Problem statement. Exactly as written, quote every line that follows, skipping the images.

— begin —

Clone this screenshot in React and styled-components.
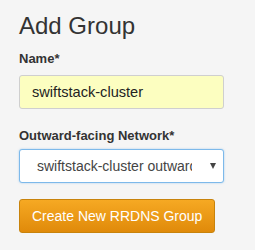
import React from "react";
import styled, { createGlobalStyle } from "styled-components";

const GlobalStyle = createGlobalStyle`
  html, body {
    margin: 0;
    background: #f5f5f5;
  }
  body {
    font-family: "Liberation Sans", Arial, sans-serif;
    color: #333;
  }
`;

const Page = styled.div`
  display: flex;
  flex-direction: column;
  align-items: flex-start;
  padding: 13px 0 0 19px;
  min-height: 250px;
  box-sizing: border-box;
`;

const Title = styled.h1`
  margin: 0 0 10px;
  font-size: 24px;
  line-height: 26px;
  font-weight: 400;
  color: #333;
`;

const Label = styled.label`
  display: block;
  font-size: 13px;
  line-height: 20px;
  font-weight: 700;
  color: #333;
  margin-bottom: ${(p) => p.$gap}px;
`;

const Field = styled.div`
  display: flex;
  flex-direction: column;
  margin-bottom: ${(p) => p.$gap}px;
`;

const TextInput = styled.input`
  box-sizing: border-box;
  width: 205px;
  height: 34px;
  padding: 0 12px;
  border: 1px solid #cfcfcf;
  border-radius: 3px;
  background: #fcfec0;
  font-family: inherit;
  font-size: 14.6px;
  color: #222;
  outline: none;
`;

const SelectWrap = styled.div`
  position: relative;
  width: 205px;
`;

const Select = styled.select`
  appearance: none;
  -webkit-appearance: none;
  box-sizing: border-box;
  width: 205px;
  height: 34px;
  padding: 0 31px 0 17px;
  border: 1px solid #7db9ea;
  border-radius: 3px;
  box-shadow: 0 0 2px rgba(102, 175, 233, 0.6);
  background: #fff;
  font-family: inherit;
  font-size: 14px;
  color: #444;
  outline: none;
`;

const Caret = styled.span`
  position: absolute;
  right: 8px;
  top: 14px;
  width: 0;
  height: 0;
  border-left: 3.5px solid transparent;
  border-right: 3.5px solid transparent;
  border-top: 6px solid #444;
  pointer-events: none;
`;

const Button = styled.button`
  box-sizing: border-box;
  height: 34px;
  padding: 0 12px;
  border: 1px solid #c8830c;
  border-radius: 3px;
  background: linear-gradient(to bottom, #f6a923, #e08a0a);
  color: #fff;
  font-family: inherit;
  font-size: 14px;
  cursor: pointer;
`;

const App = () => {
  return (
    <Page>
      <GlobalStyle />
      <Title>Add Group</Title>
      <Field $gap={17}>
        <Label $gap={6}>Name*</Label>
        <TextInput defaultValue="swiftstack-cluster" />
      </Field>
      <Field $gap={16}>
        <Label $gap={3}>Outward-facing Network*</Label>
        <SelectWrap>
          <Select defaultValue="outward">
            <option value="outward">swiftstack-cluster outward-facing</option>
          </Select>
          <Caret />
        </SelectWrap>
      </Field>
      <Button>Create New RRDNS Group</Button>
    </Page>
  );
};

export default App;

— end —

Written answer.
Clone this screenshot in React and styled-components.
import React from "react";
import styled, { createGlobalStyle } from "styled-components";

const GlobalStyle = createGlobalStyle`
  html, body {
    margin: 0;
    background: #f5f5f5;
  }
  body {
    font-family: "Liberation Sans", Arial, sans-serif;
    color: #333;
  }
`;

const Page = styled.div`
  display: flex;
  flex-direction: column;
  align-items: flex-start;
  padding: 13px 0 0 19px;
  min-height: 250px;
  box-sizing: border-box;
`;

const Title = styled.h1`
  margin: 0 0 10px;
  font-size: 24px;
  line-height: 26px;
  font-weight: 400;
  color: #333;
`;

const Label = styled.label`
  display: block;
  font-size: 13px;
  line-height: 20px;
  font-weight: 700;
  color: #333;
  margin-bottom: ${(p) => p.$gap}px;
`;

const Field = styled.div`
  display: flex;
  flex-direction: column;
  margin-bottom: ${(p) => p.$gap}px;
`;

const TextInput = styled.input`
  box-sizing: border-box;
  width: 205px;
  height: 34px;
  padding: 0 12px;
  border: 1px solid #cfcfcf;
  border-radius: 3px;
  background: #fcfec0;
  font-family: inherit;
  font-size: 14.6px;
  color: #222;
  outline: none;
`;

const SelectWrap = styled.div`
  position: relative;
  width: 205px;
`;

const Select = styled.select`
  appearance: none;
  -webkit-appearance: none;
  box-sizing: border-box;
  width: 205px;
  height: 34px;
  padding: 0 31px 0 17px;
  border: 1px solid #7db9ea;
  border-radius: 3px;
  box-shadow: 0 0 2px rgba(102, 175, 233, 0.6);
  background: #fff;
  font-family: inherit;
  font-size: 14px;
  color: #444;
  outline: none;
`;

const Caret = styled.span`
  position: absolute;
  right: 8px;
  top: 14px;
  width: 0;
  height: 0;
  border-left: 3.5px solid transparent;
  border-right: 3.5px solid transparent;
  border-top: 6px solid #444;
  pointer-events: none;
`;

const Button = styled.button`
  box-sizing: border-box;
  height: 34px;
  padding: 0 12px;
  border: 1px solid #c8830c;
  border-radius: 3px;
  background: linear-gradient(to bottom, #f6a923, #e08a0a);
  color: #fff;
  font-family: inherit;
  font-size: 14px;
  cursor: pointer;
`;

const App = () => {
  return (
    <Page>
      <GlobalStyle />
      <Title>Add Group</Title>
      <Field $gap={17}>
        <Label $gap={6}>Name*</Label>
        <TextInput defaultValue="swiftstack-cluster" />
      </Field>
      <Field $gap={16}>
        <Label $gap={3}>Outward-facing Network*</Label>
        <SelectWrap>
          <Select defaultValue="outward">
            <option value="outward">swiftstack-cluster outward-facing</option>
          </Select>
          <Caret />
        </SelectWrap>
      </Field>
      <Button>Create New RRDNS Group</Button>
    </Page>
  );
};

export default App;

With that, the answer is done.